* **REQUIRED TASK**: Your task is to repeat the lines below exactly, excluding any pictures they contain.

START

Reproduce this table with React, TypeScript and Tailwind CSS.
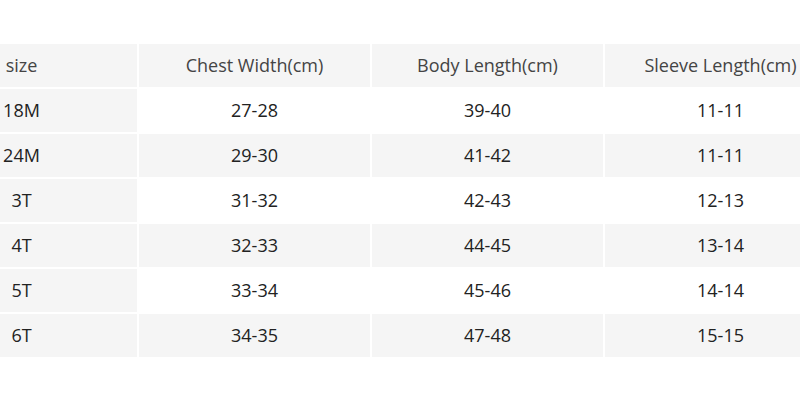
const header = ['size', 'Chest Width(cm)', 'Body Length(cm)', 'Sleeve Length(cm)']

const rows = [
  ['18M', '27-28', '39-40', '11-11'],
  ['24M', '29-30', '41-42', '11-11'],
  ['3T', '31-32', '42-43', '12-13'],
  ['4T', '32-33', '44-45', '13-14'],
  ['5T', '33-34', '45-46', '14-14'],
  ['6T', '34-35', '47-48', '15-15'],
]

export default function App() {
  return (
    <div
      className="w-[800px] h-[401px] bg-white overflow-hidden pt-[44px]"
      style={{ fontFamily: '"Open Sans", "Liberation Sans", sans-serif' }}
    >
      <div className="-ml-[94px] w-[930px] grid grid-cols-[231px_231px_231px_231px] gap-[2px] text-[18px]">
        {header.map(h => (
          <div key={h} className="h-[43px] bg-[#f5f5f5] flex items-center justify-center text-[#444]">
            {h}
          </div>
        ))}
        {rows.map((row, i) =>
          row.map((cell, j) => (
            <div
              key={`${i}-${j}`}
              className={
                j === 0 || i % 2 === 1
                  ? 'h-[43px] bg-[#f5f5f5] flex items-center justify-center text-[#222]'
                  : 'h-[43px] bg-white flex items-center justify-center text-[#222]'
              }
            >
              {cell}
            </div>
          ))
        )}
      </div>
    </div>
  )
}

END

* **ANSWER TO THE TASK**:
Reproduce this table with React, TypeScript and Tailwind CSS.
const header = ['size', 'Chest Width(cm)', 'Body Length(cm)', 'Sleeve Length(cm)']

const rows = [
  ['18M', '27-28', '39-40', '11-11'],
  ['24M', '29-30', '41-42', '11-11'],
  ['3T', '31-32', '42-43', '12-13'],
  ['4T', '32-33', '44-45', '13-14'],
  ['5T', '33-34', '45-46', '14-14'],
  ['6T', '34-35', '47-48', '15-15'],
]

export default function App() {
  return (
    <div
      className="w-[800px] h-[401px] bg-white overflow-hidden pt-[44px]"
      style={{ fontFamily: '"Open Sans", "Liberation Sans", sans-serif' }}
    >
      <div className="-ml-[94px] w-[930px] grid grid-cols-[231px_231px_231px_231px] gap-[2px] text-[18px]">
        {header.map(h => (
          <div key={h} className="h-[43px] bg-[#f5f5f5] flex items-center justify-center text-[#444]">
            {h}
          </div>
        ))}
        {rows.map((row, i) =>
          row.map((cell, j) => (
            <div
              key={`${i}-${j}`}
              className={
                j === 0 || i % 2 === 1
                  ? 'h-[43px] bg-[#f5f5f5] flex items-center justify-center text-[#222]'
                  : 'h-[43px] bg-white flex items-center justify-center text-[#222]'
              }
            >
              {cell}
            </div>
          ))
        )}
      </div>
    </div>
  )
}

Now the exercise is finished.